◆ Task instructions
Output a single figure: the number of lines in which the word "code" appears.

◆ Record excerpts
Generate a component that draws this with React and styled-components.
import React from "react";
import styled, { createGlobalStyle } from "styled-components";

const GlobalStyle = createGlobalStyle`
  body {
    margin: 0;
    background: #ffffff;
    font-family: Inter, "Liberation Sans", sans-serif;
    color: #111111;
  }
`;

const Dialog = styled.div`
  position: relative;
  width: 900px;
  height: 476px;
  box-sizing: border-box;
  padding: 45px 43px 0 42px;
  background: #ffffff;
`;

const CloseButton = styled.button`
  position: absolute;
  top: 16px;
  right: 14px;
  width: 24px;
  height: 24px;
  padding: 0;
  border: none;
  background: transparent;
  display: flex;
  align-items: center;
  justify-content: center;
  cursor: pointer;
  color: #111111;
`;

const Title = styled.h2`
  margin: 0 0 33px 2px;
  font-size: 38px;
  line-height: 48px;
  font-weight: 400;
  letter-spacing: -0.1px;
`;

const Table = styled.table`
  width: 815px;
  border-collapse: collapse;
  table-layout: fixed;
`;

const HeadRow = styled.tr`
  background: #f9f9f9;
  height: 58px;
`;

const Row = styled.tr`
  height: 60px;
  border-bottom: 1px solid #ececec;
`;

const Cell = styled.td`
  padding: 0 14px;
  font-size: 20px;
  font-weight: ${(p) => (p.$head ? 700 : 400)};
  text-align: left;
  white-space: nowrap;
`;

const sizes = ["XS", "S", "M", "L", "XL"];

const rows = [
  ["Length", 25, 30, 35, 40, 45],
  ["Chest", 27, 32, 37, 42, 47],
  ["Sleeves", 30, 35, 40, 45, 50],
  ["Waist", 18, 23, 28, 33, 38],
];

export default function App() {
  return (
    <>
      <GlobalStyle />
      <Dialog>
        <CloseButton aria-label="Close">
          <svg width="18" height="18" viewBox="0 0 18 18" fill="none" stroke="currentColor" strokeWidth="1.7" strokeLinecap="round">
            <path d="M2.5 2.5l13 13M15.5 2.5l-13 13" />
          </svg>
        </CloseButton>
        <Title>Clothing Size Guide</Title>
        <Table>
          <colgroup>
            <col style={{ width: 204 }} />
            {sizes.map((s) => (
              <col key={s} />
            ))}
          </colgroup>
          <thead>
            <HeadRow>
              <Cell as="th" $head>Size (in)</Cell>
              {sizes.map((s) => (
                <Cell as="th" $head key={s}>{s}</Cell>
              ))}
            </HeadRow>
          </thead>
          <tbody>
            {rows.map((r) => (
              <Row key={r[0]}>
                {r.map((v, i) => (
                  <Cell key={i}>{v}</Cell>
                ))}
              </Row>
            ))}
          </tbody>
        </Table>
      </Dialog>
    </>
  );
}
...
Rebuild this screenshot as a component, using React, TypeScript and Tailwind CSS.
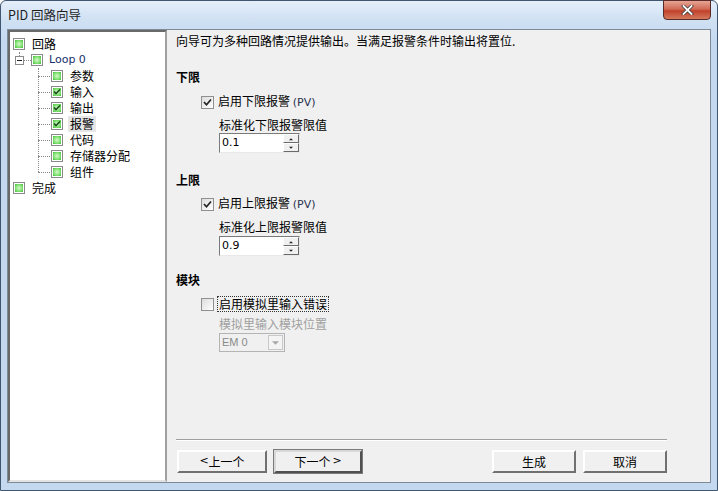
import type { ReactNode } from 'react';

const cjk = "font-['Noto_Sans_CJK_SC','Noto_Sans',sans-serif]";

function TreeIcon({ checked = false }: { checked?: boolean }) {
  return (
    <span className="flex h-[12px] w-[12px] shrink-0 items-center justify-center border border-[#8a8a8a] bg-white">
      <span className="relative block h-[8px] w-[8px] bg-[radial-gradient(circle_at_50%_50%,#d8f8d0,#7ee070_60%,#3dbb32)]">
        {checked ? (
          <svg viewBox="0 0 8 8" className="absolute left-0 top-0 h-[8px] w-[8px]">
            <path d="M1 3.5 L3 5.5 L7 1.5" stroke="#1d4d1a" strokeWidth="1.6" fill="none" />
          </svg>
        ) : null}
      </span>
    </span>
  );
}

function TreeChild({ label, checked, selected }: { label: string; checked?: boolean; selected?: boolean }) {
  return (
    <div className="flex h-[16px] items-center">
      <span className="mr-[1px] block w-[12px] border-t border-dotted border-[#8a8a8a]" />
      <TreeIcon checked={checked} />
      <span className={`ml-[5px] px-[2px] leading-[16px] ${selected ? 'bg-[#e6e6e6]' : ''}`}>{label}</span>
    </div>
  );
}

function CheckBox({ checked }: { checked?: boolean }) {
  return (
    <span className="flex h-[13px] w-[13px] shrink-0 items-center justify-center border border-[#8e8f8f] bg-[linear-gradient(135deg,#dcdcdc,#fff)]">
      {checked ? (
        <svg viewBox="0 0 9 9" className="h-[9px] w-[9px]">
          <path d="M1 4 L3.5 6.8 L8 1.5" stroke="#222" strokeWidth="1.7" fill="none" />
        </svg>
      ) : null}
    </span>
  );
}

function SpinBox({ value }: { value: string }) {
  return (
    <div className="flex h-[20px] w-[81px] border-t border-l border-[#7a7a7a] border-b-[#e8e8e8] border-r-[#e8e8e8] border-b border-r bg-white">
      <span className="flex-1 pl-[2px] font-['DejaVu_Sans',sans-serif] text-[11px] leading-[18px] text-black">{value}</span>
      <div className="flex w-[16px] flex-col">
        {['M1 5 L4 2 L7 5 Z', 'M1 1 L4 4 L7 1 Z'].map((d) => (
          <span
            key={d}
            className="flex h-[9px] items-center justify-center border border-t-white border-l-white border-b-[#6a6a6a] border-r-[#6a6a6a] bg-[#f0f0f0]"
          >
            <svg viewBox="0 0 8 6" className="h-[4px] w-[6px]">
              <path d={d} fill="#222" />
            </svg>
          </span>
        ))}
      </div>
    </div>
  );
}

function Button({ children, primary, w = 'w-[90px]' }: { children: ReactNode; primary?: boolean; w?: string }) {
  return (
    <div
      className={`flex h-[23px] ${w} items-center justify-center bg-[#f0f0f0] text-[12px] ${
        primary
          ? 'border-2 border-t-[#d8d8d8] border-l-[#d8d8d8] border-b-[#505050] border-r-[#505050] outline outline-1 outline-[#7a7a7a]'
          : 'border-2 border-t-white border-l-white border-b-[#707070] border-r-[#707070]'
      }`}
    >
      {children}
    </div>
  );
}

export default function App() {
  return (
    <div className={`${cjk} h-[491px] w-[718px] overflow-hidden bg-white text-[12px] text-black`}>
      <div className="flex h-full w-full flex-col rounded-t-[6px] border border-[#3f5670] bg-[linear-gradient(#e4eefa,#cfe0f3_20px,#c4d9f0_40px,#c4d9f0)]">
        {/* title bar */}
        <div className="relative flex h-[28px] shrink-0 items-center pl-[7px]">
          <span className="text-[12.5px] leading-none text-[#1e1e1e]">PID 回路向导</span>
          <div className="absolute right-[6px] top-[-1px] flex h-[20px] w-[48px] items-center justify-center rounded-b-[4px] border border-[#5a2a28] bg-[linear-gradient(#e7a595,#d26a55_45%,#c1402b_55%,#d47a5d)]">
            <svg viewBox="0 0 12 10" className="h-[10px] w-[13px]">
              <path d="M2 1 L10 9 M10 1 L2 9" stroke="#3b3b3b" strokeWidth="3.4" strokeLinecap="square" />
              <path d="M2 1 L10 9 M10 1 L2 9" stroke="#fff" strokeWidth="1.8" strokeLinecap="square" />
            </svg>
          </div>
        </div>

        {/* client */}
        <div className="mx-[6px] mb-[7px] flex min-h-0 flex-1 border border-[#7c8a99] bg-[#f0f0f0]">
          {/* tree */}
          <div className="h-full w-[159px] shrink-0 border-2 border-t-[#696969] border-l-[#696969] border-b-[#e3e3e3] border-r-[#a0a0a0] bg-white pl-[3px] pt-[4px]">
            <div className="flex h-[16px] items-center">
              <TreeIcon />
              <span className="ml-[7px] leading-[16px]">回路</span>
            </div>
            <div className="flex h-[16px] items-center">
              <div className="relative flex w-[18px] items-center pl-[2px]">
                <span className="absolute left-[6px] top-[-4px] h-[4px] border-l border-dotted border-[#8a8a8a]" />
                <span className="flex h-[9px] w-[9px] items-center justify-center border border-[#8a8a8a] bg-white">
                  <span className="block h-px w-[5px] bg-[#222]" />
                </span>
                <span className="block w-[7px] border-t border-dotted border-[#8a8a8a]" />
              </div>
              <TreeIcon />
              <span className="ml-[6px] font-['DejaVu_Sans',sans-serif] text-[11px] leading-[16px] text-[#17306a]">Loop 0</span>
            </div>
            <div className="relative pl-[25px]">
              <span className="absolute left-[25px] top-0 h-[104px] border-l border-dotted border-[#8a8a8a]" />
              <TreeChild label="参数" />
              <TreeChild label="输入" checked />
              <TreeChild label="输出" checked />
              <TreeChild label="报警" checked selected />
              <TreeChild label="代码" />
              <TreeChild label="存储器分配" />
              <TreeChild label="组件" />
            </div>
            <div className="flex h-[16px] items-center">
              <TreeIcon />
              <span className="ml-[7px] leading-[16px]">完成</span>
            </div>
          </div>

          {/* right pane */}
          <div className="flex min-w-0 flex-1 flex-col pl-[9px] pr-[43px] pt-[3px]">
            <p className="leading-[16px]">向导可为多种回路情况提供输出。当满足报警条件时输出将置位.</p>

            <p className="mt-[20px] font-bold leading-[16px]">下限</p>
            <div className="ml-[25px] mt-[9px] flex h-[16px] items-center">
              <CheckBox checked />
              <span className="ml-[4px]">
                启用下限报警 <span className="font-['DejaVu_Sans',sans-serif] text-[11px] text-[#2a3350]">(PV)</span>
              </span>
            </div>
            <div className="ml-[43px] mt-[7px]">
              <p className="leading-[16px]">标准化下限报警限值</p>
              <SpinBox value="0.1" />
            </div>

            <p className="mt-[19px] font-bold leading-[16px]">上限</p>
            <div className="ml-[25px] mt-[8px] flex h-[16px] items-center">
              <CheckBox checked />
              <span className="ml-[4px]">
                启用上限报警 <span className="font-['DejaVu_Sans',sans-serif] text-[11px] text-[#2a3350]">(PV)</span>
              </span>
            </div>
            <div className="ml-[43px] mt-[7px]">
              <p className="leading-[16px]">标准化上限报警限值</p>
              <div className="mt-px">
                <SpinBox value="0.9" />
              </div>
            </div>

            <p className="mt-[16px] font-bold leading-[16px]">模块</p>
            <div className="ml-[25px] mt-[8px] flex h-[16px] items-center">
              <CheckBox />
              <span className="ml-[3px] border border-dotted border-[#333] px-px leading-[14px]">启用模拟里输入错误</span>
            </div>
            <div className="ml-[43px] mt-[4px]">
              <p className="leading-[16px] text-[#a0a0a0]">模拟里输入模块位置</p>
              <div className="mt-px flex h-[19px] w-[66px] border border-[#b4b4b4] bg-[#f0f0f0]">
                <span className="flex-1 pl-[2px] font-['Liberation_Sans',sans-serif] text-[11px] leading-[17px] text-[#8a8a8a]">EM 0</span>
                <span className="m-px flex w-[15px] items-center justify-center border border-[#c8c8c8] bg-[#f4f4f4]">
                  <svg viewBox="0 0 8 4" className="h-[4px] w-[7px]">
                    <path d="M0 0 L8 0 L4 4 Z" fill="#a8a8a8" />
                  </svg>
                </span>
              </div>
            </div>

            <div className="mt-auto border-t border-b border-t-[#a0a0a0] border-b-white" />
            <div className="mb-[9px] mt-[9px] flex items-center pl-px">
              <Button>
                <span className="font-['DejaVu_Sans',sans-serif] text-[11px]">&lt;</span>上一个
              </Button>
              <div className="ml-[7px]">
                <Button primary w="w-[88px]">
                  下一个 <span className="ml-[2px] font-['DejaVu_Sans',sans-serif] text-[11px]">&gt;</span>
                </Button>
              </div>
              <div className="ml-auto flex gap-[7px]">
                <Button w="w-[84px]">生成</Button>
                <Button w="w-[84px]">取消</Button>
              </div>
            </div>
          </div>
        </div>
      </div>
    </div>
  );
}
==
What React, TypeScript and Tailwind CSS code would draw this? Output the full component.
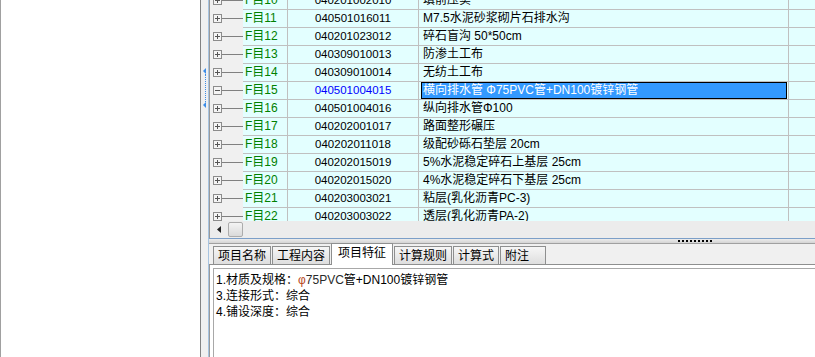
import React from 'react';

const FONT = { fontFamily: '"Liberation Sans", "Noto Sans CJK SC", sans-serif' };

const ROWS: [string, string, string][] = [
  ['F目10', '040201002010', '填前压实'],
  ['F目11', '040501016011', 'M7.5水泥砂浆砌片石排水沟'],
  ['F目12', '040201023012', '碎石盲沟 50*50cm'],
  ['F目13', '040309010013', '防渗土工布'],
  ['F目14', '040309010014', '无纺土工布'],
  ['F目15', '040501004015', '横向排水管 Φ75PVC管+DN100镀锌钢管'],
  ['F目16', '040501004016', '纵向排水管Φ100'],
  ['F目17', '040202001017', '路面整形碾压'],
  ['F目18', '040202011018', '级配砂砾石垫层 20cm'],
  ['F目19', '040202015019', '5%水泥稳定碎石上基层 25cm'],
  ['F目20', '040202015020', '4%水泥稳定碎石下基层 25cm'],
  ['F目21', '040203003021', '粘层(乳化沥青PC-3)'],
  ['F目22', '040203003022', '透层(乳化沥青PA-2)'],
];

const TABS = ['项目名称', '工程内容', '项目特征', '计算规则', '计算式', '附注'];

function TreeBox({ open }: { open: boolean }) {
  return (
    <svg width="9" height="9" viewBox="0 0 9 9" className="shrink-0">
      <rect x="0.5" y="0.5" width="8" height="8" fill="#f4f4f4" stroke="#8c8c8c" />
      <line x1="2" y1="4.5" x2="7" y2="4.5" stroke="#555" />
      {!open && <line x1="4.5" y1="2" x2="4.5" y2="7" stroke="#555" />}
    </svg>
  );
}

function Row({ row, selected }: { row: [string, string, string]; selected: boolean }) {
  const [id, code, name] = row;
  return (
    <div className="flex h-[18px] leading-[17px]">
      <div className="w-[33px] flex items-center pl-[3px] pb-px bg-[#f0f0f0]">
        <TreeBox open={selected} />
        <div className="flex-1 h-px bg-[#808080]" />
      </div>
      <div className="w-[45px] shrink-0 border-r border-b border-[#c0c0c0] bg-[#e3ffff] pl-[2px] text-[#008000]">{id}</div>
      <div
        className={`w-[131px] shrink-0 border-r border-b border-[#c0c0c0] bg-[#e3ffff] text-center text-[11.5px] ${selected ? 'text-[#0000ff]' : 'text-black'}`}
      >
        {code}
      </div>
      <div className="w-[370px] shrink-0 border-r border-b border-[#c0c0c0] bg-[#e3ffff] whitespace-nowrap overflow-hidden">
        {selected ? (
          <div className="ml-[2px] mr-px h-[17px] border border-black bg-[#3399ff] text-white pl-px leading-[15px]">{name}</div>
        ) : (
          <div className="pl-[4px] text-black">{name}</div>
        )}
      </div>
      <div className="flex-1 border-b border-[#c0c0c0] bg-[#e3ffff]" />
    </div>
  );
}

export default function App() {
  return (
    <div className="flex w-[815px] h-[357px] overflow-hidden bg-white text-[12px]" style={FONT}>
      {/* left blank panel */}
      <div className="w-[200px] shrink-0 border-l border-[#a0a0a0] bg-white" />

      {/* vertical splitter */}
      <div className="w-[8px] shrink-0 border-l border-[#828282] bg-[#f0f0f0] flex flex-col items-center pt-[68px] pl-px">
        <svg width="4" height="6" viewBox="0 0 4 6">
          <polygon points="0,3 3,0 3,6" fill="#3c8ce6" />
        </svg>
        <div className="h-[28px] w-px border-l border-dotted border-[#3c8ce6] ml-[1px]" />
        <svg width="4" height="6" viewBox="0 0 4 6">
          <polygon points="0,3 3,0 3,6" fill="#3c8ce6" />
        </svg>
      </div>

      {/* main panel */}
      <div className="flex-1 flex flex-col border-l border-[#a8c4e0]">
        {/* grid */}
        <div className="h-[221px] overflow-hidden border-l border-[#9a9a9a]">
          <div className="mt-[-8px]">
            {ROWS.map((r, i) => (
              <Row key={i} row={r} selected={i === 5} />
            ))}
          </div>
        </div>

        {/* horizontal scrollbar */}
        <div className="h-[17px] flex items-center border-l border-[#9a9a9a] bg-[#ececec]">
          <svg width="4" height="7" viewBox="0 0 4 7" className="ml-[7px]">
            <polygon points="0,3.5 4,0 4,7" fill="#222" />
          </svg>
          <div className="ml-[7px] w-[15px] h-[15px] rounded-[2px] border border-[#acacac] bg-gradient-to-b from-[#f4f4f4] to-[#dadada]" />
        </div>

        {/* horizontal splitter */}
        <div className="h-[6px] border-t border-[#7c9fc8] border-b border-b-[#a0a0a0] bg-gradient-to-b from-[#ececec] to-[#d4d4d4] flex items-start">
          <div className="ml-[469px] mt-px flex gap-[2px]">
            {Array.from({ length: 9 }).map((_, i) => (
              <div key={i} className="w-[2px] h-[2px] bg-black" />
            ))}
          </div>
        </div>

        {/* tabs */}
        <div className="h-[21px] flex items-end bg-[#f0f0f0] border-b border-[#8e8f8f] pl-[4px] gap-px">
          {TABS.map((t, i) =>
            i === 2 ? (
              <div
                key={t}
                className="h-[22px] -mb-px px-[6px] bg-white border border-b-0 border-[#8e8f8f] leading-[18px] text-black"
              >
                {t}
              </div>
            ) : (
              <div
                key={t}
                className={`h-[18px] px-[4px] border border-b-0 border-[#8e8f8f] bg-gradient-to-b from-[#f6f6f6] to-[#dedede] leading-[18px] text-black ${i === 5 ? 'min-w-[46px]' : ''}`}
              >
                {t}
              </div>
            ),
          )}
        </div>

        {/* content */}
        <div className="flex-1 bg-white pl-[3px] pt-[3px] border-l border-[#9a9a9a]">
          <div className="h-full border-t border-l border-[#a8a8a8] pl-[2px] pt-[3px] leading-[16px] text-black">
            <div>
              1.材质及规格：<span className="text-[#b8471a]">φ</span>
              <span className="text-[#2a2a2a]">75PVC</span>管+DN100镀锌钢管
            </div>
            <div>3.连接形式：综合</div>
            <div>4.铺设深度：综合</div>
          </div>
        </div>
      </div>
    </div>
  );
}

◆ Reply
3